Before the irradiation, the initial current density-voltage characteristics J(V) agree quantitatively with the theory of trap-free space-charge-limited current in solids. We obtain for the electron mobility a temperature dependence which indicates that scattering due to impurities is weak. This is expected for the high purity silicon used. The drift velocity-field relationships for electrons at room temperature and 77°K, derived from the initial current density-voltage characteristics, are shown to fit the relationships obtained with other methods by other workers.

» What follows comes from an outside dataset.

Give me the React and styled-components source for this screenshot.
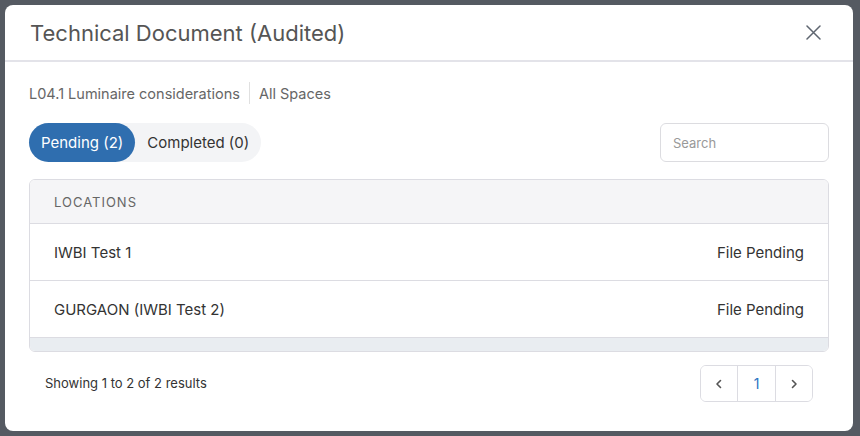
import React, { useState } from 'react';
import styled, { createGlobalStyle } from 'styled-components';

const GlobalStyle = createGlobalStyle`
  html, body {
    margin: 0;
    padding: 0;
    height: 100%;
  }
  body {
    font-family: 'Inter', 'Noto Sans', sans-serif;
    background: #555a62;
  }
`;

const Backdrop = styled.div`
  width: 860px;
  height: 436px;
  box-sizing: border-box;
  padding: 5px 7px 5px 5px;
  background: #555a62;
`;

const Modal = styled.div`
  height: 100%;
  background: #fff;
  border-radius: 8px;
  display: flex;
  flex-direction: column;
  overflow: hidden;
`;

const Header = styled.div`
  height: 55px;
  display: flex;
  align-items: center;
  justify-content: space-between;
  padding: 0 32px 0 25px;
  border-bottom: 2px solid #e3e3e9;
`;

const Title = styled.h2`
  margin: 0;
  font-size: 22px;
  font-weight: 400;
  color: #555;
`;

const CloseButton = styled.button`
  border: none;
  background: none;
  padding: 0;
  width: 15px;
  height: 15px;
  display: flex;
  align-items: center;
  justify-content: center;
  cursor: pointer;
`;

const Body = styled.div`
  padding: 0 24px 0 24px;
  display: flex;
  flex-direction: column;
`;

const Breadcrumb = styled.div`
  display: flex;
  align-items: center;
  height: 26px;
  margin-top: 18px;
  font-size: 14.5px;
  color: #666;
`;

const Divider = styled.span`
  width: 1px;
  height: 22px;
  background: #e0e0e0;
  margin: 0 9px 0 9px;
`;

const Toolbar = styled.div`
  display: flex;
  align-items: center;
  justify-content: space-between;
  margin-top: 17px;
`;

const Tabs = styled.div`
  display: flex;
  background: #f3f4f6;
  border-radius: 20px;
  height: 39px;
`;

const Tab = styled.button`
  border: none;
  border-radius: 20px;
  height: 39px;
  padding: 0 12px;
  font-family: inherit;
  font-size: 15px;
  color: ${p => (p.$active ? '#fff' : '#333')};
  background: ${p => (p.$active ? '#2f6eaf' : 'transparent')};
  cursor: pointer;
`;

const SearchInput = styled.input`
  width: 169px;
  height: 39px;
  box-sizing: border-box;
  border: 1px solid #dcdce0;
  border-radius: 6px;
  padding: 0 12px;
  font-family: inherit;
  font-size: 13px;
  color: #333;
  &::placeholder {
    color: #999;
  }
`;

const Table = styled.div`
  margin-top: 17px;
  border: 1px solid #dcdce2;
  border-radius: 6px;
  overflow: hidden;
`;

const HeadRow = styled.div`
  height: 43px;
  display: flex;
  align-items: center;
  padding: 0 24px;
  background: #f5f5f7;
  border-bottom: 1px solid #dcdce2;
  font-size: 13px;
  letter-spacing: 1px;
  color: #666;
`;

const Row = styled.div`
  height: 56px;
  display: flex;
  align-items: center;
  justify-content: space-between;
  padding: 0 24px;
  font-size: 15px;
  color: #333;
  border-bottom: 1px solid #dcdce2;
`;

const ScrollTrack = styled.div`
  height: 13px;
  background: #e9edf1;
`;

const Footer = styled.div`
  display: flex;
  align-items: center;
  justify-content: space-between;
  margin-top: 13px;
  padding: 0 16px 0 16px;
`;

const Summary = styled.span`
  font-size: 13px;
  color: #333;
  margin-top: -2px;
`;

const Pager = styled.div`
  display: flex;
  box-sizing: border-box;
  border: 1px solid #dcdce2;
  border-radius: 6px;
  height: 37px;
  overflow: hidden;
`;

const PageCell = styled.button`
  width: ${p => p.$w}px;
  border: none;
  border-left: ${p => (p.$first ? 'none' : '1px solid #dcdce2')};
  background: #fff;
  display: flex;
  align-items: center;
  justify-content: center;
  font-family: inherit;
  font-size: 14px;
  color: ${p => (p.$current ? '#2b73c2' : '#555')};
  cursor: pointer;
  padding: 0;
`;

const Chevron = ({ dir }) => (
  <svg width="10" height="10" viewBox="0 0 10 10">
    <path
      d={dir === 'left' ? 'M6.5 1.5 L3 5 L6.5 8.5' : 'M3.5 1.5 L7 5 L3.5 8.5'}
      fill="none"
      stroke="#555"
      strokeWidth="1.6"
      strokeLinecap="round"
      strokeLinejoin="round"
    />
  </svg>
);

const locations = [
  { name: 'IWBI Test 1', status: 'File Pending' },
  { name: 'GURGAON (IWBI Test 2)', status: 'File Pending' }
];

const App = () => {
  const [tab, setTab] = useState('pending');

  return (
    <>
      <GlobalStyle />
      <Backdrop>
        <Modal>
          <Header>
            <Title>Technical Document (Audited)</Title>
            <CloseButton aria-label="Close">
              <svg width="15" height="15" viewBox="0 0 15 15">
                <path d="M1 1 L14 14 M14 1 L1 14" stroke="#5f6670" strokeWidth="1.5" strokeLinecap="round" />
              </svg>
            </CloseButton>
          </Header>
          <Body>
            <Breadcrumb>
              <span>L04.1 Luminaire considerations</span>
              <Divider />
              <span>All Spaces</span>
            </Breadcrumb>
            <Toolbar>
              <Tabs>
                <Tab $active={tab === 'pending'} onClick={() => setTab('pending')}>
                  Pending (2)
                </Tab>
                <Tab $active={tab === 'completed'} onClick={() => setTab('completed')}>
                  Completed (0)
                </Tab>
              </Tabs>
              <SearchInput placeholder="Search" />
            </Toolbar>
            <Table>
              <HeadRow>LOCATIONS</HeadRow>
              {locations.map(loc => (
                <Row key={loc.name}>
                  <span>{loc.name}</span>
                  <span>{loc.status}</span>
                </Row>
              ))}
              <ScrollTrack />
            </Table>
            <Footer>
              <Summary>Showing 1 to 2 of 2 results</Summary>
              <Pager>
                <PageCell $w={36} $first aria-label="Previous">
                  <Chevron dir="left" />
                </PageCell>
                <PageCell $w={38} $current>
                  1
                </PageCell>
                <PageCell $w={37} aria-label="Next">
                  <Chevron dir="right" />
                </PageCell>
              </Pager>
            </Footer>
          </Body>
        </Modal>
      </Backdrop>
    </>
  );
};

export default App;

The transient current response for t > 0 remains practically constant at the initial value, thus indicating negligible trapping.

Measurement of the initial (trap-free) current density-voltage characteristics after the irradiation indicates that the drift velocity-field relationship of electrons in silicon is affected by the radiation only at low temperature in the low field range. The effect is not sufficiently pronounced to be readily analyzed and no formal description of it is offered. In the transient response after irradiation for t > 0, the current decays from its initial value, thus revealing the presence of traps. To study these traps, in addition to transient measurements, the DC current characteristics were measured and shown to follow the theory of trap-dominated space-charge-limited current in solids. This theory was applied to a model consisting of two discrete levels in the forbidden band gap. Calculations and experiments agreed and the capture cross-sections of the trapping levels were obtained. This is the first experimental case known to us through which the flow of space-charge-limited current is so simply representable.

These results demonstrate the sensitivity of space-charge-limited current flow as a tool to detect traps and changes in the drift velocity-field relationship of carriers caused by radiation. They also establish that devices based on the mode of space-charge-limited current flow will be affected considerably by any type of radiation capable of introducing traps. This point has generally been overlooked so far, but is obviously quite significant.